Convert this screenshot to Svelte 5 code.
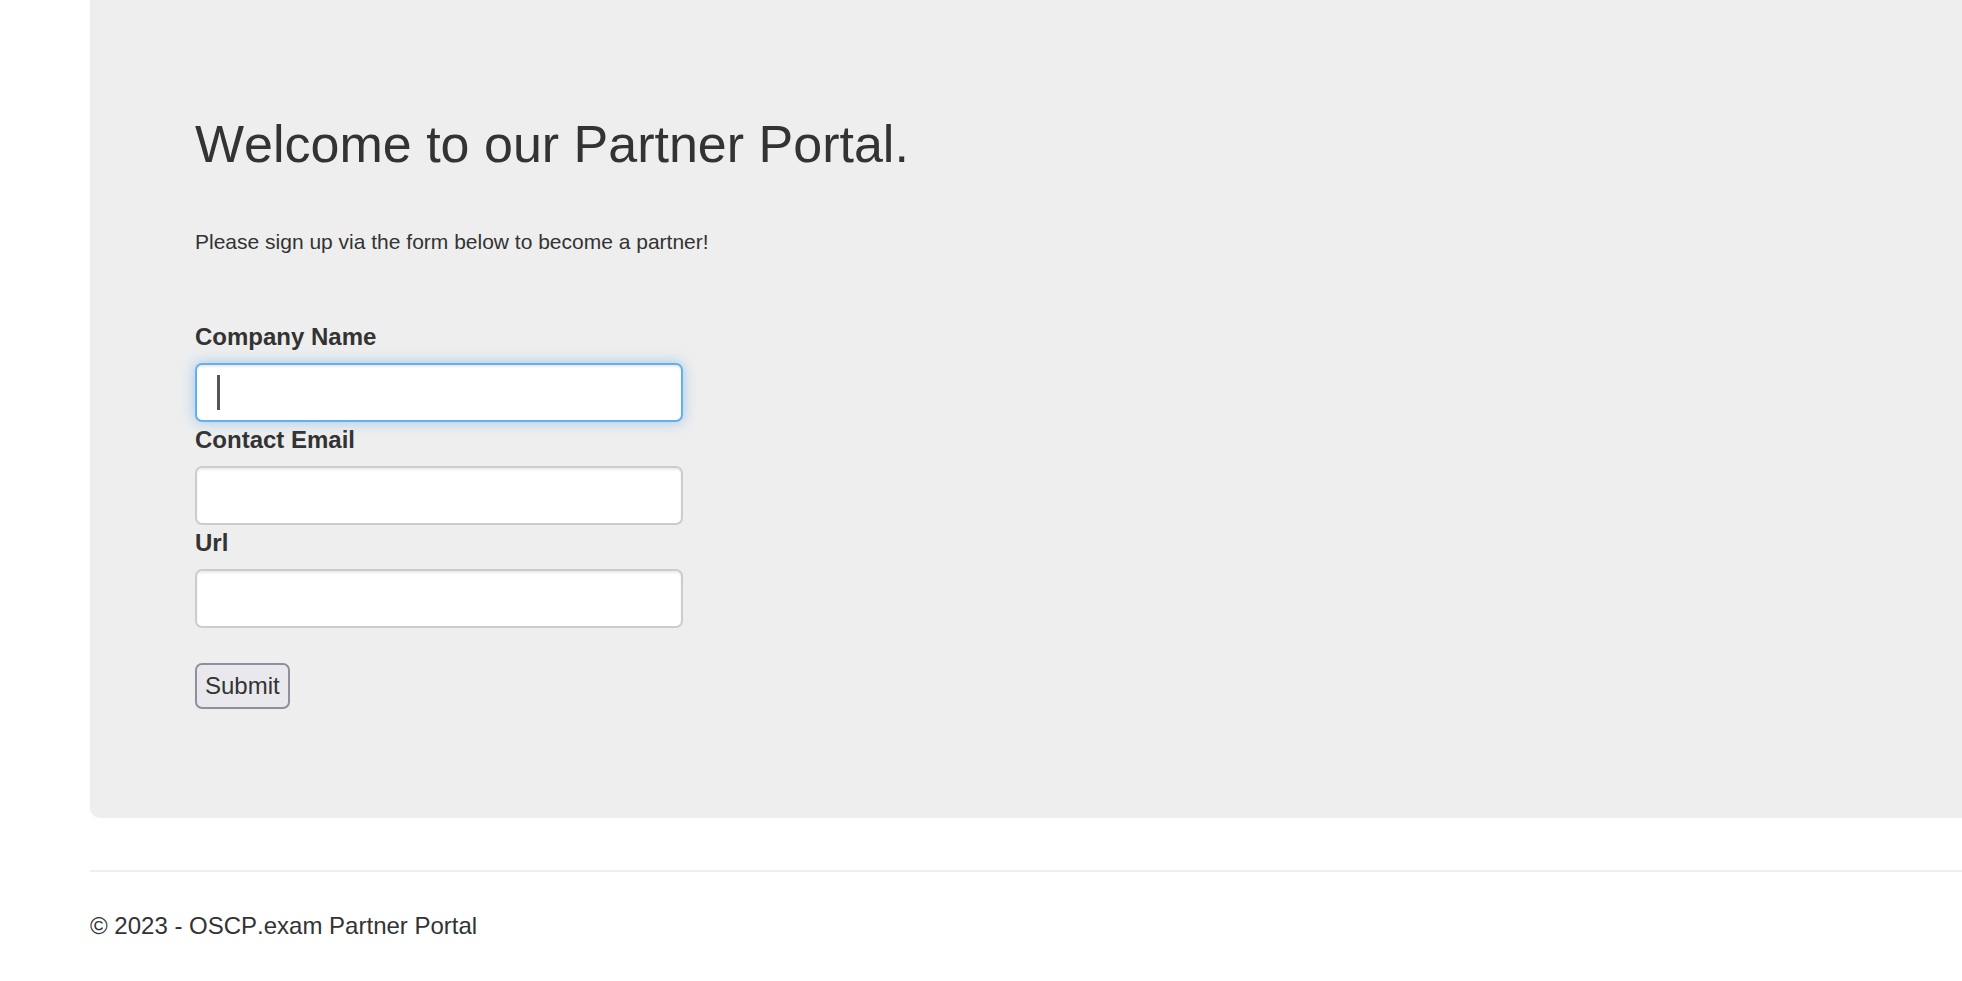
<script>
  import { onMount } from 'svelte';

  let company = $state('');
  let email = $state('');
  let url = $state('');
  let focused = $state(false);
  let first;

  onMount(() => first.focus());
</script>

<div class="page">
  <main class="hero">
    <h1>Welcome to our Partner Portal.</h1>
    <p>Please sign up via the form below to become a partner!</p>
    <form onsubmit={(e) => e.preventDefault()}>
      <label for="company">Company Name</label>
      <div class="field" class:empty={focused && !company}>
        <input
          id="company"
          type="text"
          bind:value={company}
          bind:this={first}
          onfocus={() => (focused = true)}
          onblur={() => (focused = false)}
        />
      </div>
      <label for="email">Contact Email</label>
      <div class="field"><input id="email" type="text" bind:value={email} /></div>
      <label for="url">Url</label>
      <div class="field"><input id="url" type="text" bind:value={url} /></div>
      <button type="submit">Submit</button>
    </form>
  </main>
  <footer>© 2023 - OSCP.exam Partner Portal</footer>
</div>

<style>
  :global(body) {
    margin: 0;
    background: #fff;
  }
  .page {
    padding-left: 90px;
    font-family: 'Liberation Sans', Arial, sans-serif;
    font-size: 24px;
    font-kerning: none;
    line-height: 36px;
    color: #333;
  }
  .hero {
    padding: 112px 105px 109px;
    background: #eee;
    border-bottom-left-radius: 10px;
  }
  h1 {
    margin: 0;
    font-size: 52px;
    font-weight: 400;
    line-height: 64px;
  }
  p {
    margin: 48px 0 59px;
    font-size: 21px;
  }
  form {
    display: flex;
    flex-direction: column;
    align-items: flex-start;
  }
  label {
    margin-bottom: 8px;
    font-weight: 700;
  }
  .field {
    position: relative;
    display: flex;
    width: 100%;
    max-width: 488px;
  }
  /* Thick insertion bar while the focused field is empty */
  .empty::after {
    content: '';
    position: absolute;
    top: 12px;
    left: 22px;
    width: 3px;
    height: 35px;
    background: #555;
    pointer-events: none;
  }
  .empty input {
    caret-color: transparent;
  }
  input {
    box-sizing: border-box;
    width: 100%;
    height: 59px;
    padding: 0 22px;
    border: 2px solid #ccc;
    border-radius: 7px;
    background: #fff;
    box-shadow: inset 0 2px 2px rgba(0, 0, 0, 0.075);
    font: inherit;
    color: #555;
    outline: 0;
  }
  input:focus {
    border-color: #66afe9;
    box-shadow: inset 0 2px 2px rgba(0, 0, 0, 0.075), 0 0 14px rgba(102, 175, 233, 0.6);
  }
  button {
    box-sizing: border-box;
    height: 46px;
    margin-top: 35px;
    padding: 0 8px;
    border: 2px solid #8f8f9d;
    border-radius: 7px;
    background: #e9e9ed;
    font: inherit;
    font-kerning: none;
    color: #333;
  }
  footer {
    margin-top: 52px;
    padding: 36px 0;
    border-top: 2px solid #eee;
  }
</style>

> [Directions]: Reproduce the material above verbatim; omit every picture.

> [Answer to the exercise]:
Convert this screenshot to Svelte 5 code.
<script>
  import { onMount } from 'svelte';

  let company = $state('');
  let email = $state('');
  let url = $state('');
  let focused = $state(false);
  let first;

  onMount(() => first.focus());
</script>

<div class="page">
  <main class="hero">
    <h1>Welcome to our Partner Portal.</h1>
    <p>Please sign up via the form below to become a partner!</p>
    <form onsubmit={(e) => e.preventDefault()}>
      <label for="company">Company Name</label>
      <div class="field" class:empty={focused && !company}>
        <input
          id="company"
          type="text"
          bind:value={company}
          bind:this={first}
          onfocus={() => (focused = true)}
          onblur={() => (focused = false)}
        />
      </div>
      <label for="email">Contact Email</label>
      <div class="field"><input id="email" type="text" bind:value={email} /></div>
      <label for="url">Url</label>
      <div class="field"><input id="url" type="text" bind:value={url} /></div>
      <button type="submit">Submit</button>
    </form>
  </main>
  <footer>© 2023 - OSCP.exam Partner Portal</footer>
</div>

<style>
  :global(body) {
    margin: 0;
    background: #fff;
  }
  .page {
    padding-left: 90px;
    font-family: 'Liberation Sans', Arial, sans-serif;
    font-size: 24px;
    font-kerning: none;
    line-height: 36px;
    color: #333;
  }
  .hero {
    padding: 112px 105px 109px;
    background: #eee;
    border-bottom-left-radius: 10px;
  }
  h1 {
    margin: 0;
    font-size: 52px;
    font-weight: 400;
    line-height: 64px;
  }
  p {
    margin: 48px 0 59px;
    font-size: 21px;
  }
  form {
    display: flex;
    flex-direction: column;
    align-items: flex-start;
  }
  label {
    margin-bottom: 8px;
    font-weight: 700;
  }
  .field {
    position: relative;
    display: flex;
    width: 100%;
    max-width: 488px;
  }
  /* Thick insertion bar while the focused field is empty */
  .empty::after {
    content: '';
    position: absolute;
    top: 12px;
    left: 22px;
    width: 3px;
    height: 35px;
    background: #555;
    pointer-events: none;
  }
  .empty input {
    caret-color: transparent;
  }
  input {
    box-sizing: border-box;
    width: 100%;
    height: 59px;
    padding: 0 22px;
    border: 2px solid #ccc;
    border-radius: 7px;
    background: #fff;
    box-shadow: inset 0 2px 2px rgba(0, 0, 0, 0.075);
    font: inherit;
    color: #555;
    outline: 0;
  }
  input:focus {
    border-color: #66afe9;
    box-shadow: inset 0 2px 2px rgba(0, 0, 0, 0.075), 0 0 14px rgba(102, 175, 233, 0.6);
  }
  button {
    box-sizing: border-box;
    height: 46px;
    margin-top: 35px;
    padding: 0 8px;
    border: 2px solid #8f8f9d;
    border-radius: 7px;
    background: #e9e9ed;
    font: inherit;
    font-kerning: none;
    color: #333;
  }
  footer {
    margin-top: 52px;
    padding: 36px 0;
    border-top: 2px solid #eee;
  }
</style>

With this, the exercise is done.